Conservatives in academia, who have and still do constitute a minority in most academic institutions, bravely and, for the most part, effectively fought against this institutional effort to suppress free thought. Conservative speakers are now common on even the most liberal campuses; conservative campus political groups are vibrant; and the most extreme left-wing efforts to suppress free speech have been sufficiently discredited and justifiably mocked so as to keep would-be censorious left-wing academic administrations largely (though not entirely) in check, at least insofar as it concerns the use of their institutional powers to actively suppress (as opposed to merely criticize or condemn) conservative views.

But having emerged substantially victorious in this battle to preserve their right to express their views free of punishment and suppression, conservatives in academia are now becoming the mirror image of exactly that which they have for so long condemned. Their complaints now center around and reflect an entitlement not just to speak freely, but to be free of criticism and condemnation when they do so.

This role-reversal is as transparent as it is disappointing. The most prominent such controversy in the last several years involved complaints by pro-Israeli students at Columbia University that certain Mid-East Studies professors were too pro-Arab and anti-Israeli, and as a result, the pro-Israeli students felt "harassed" and "intimidated" in the classroom. This led to all sorts of demands for discipline against the accused professors, and never-ending complaints from conservative students that they felt insufficiently respected. In demanding that more attention be paid to the oh-so-unfair treatment of these students, Jonathan Mark of Jewish Week summarized the victims’ complaints as follows:


In October, The New York Sun broke the news about a documentary film, "Unbecoming Columbia," that featured students and former students describing serial intimidation — verbal and academic — of pro-Zionist students, in and out of the classroom, by several Arab professors, mostly from the Middle East and Asian Languages and Culture (MEALAC) department. The anti-Israel mood is not limited to that department. More than 100 faculty members, reports New York magazine, have signed Israeli divestment petitions.

Isn’t this exactly what conservatives (rightfully) mocked for so long – female, gay, and black students who complained of insensitivity, hostility, and even "intimidation," all because they were subjected to viewpoints with which they disagreed? The central rhetorical tactic of the PC complainers was to conflate disagreement with some sort of assault, so that the former could and should be regulated and even prohibited just as the latter is.

This is exactly the rhetoric which the coddled, whiny students on the Right and their enablers have now adopted. It is now deemed somehow unfair, even oppressive, if professors and academic administrators express views which conservative students find offensive and wrong. Criticism of conservative students by professors, administrators and even other students is deemed to be harassment and intimidation, and cries for help then follow.

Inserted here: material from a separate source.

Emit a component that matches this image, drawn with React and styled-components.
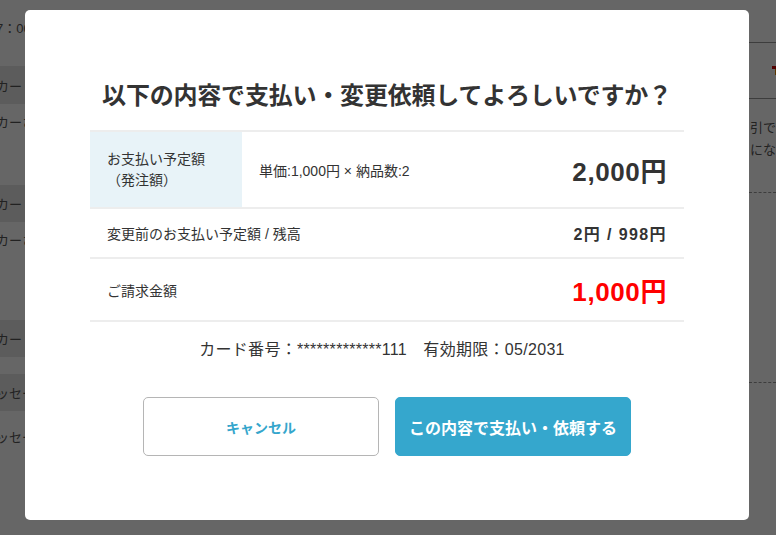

There should be no doubt that the Federalist Society law students at Thomas Jefferson had very hurt feelings when they learned that the Dean of their law school condemned the ideas of the speaker they had invited. But as conservatives persuasively preached for so long, one is not entitled -- especially in an academic setting -- to be shielded from ideas which may be "hurtful" or with which one disagrees. And, notwithstanding Mattera's cries of censorship on behalf of these poor Federalist Society members, having others disagree with your opinions is not evidence that you are a free-speech victim needing protection.

To the contrary, if campus conservatives are free to express their ideas and others are free to criticize them, even vigorously, that is exactly the state of affairs for which proponent of campus free speech should be striving. Equating disagreement with oppression is no more appealing coming from the Right than it was when it came from the Left.